A style sheet is a short, book-specific list of decisions that keeps your editor from guessing, while a style guide is a broader set of rules used across a company or brand. The style sheet is what saves time and cost during line editing and copyediting because it locks decisions like US versus UK spelling, capitalization for key terms, how product names and acronyms are written, and how numbers and dates should appear. If you already have a company style guide, pull only the parts that actually affect the manuscript and keep the style sheet simple.
Your draft should be essentially final before copyediting, meaning you are not planning major rewrites, chapter moves, or new sections. Copyediting is meant to make a stable manuscript consistent and correct, not to chase structural changes that will create new inconsistencies later. If you are still rearranging chapters, adding major arguments, or changing the ending, you will get more value by finishing the draft first or starting with a developmental pass before paying for copyediting.
Before you hire an editor, do a quick risk pass and flag anything confidential, identifiable, or legally sensitive, especially if your book includes startup stories that could be searchable or attributable. Anonymize names where needed, generalize specifics like deal terms or internal metrics, and mark sections you plan to change later so the editor does not waste time polishing details that will be rewritten. Editors can improve clarity and consistency, but they are not your legal or compliance backstop, so protect sensitive material before the edit begins.
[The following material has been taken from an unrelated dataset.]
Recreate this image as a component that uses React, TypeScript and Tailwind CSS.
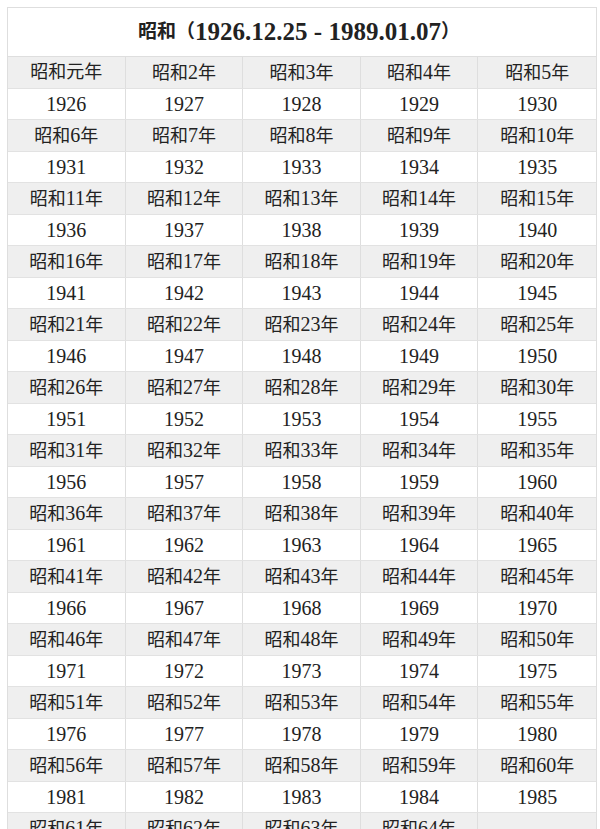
import React from "react";

const eras: { num: string; year: number }[] = Array.from({ length: 64 }, (_, i) => ({
  num: i === 0 ? "元" : String(i + 1),
  year: 1926 + i,
}));

const groups: { num: string; year: number }[][] = [];
for (let i = 0; i < eras.length; i += 5) groups.push(eras.slice(i, i + 5));

function Label({ num }: { num: string }) {
  return (
    <span className="text-[18px]">
      昭和
      {num === "元" ? "元" : <span className="text-[20px]">{num}</span>}
      年
    </span>
  );
}

export default function App() {
  return (
    <div
      className="w-[600px] bg-white pt-[7px] pl-[7px] text-[#222]"
      style={{ fontFamily: '"Liberation Serif", "Noto Sans CJK JP", serif' }}
    >
      <div className="w-[590px] border-l border-r border-t border-[#dedede]">
        <div className="flex h-[49px] items-center justify-center border-b border-[#dedede] pr-[6px] font-bold">
          <span className="text-[19px]">昭和（</span>
          <span className="text-[25px]">1926.12.25 - 1989.01.07</span>
          <span className="text-[19px]">）</span>
        </div>
        {groups.map((g, gi) => (
          <React.Fragment key={gi}>
            <div className="grid h-[31.5px] grid-cols-5 bg-[#efefef] border-b border-[#e2e2e2]">
              {Array.from({ length: 5 }).map((_, ci) => (
                <div
                  key={ci}
                  className="flex items-center justify-center border-r border-[#dedede] last:border-r-0"
                >
                  {g[ci] ? <Label num={g[ci].num} /> : null}
                </div>
              ))}
            </div>
            <div className="grid h-[31.5px] grid-cols-5 bg-white border-b border-[#e2e2e2]">
              {Array.from({ length: 5 }).map((_, ci) => (
                <div
                  key={ci}
                  className="flex items-center justify-center border-r border-[#dedede] text-[20px] last:border-r-0"
                >
                  {g[ci]?.year ?? ""}
                </div>
              ))}
            </div>
          </React.Fragment>
        ))}
      </div>
    </div>
  );
}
An editor brief should be one page and define what success looks like so the editor can prioritize the right fixes. Include your target reader, the reader promise in one sentence, the thesis in one sentence, the tone and voice you want, a few comparable books for “feel,” the parts you are most worried about, and what you want the manuscript to achieve after editing. When the editor knows your priorities, you get cleaner decisions, fewer rounds, and a better result with less friction.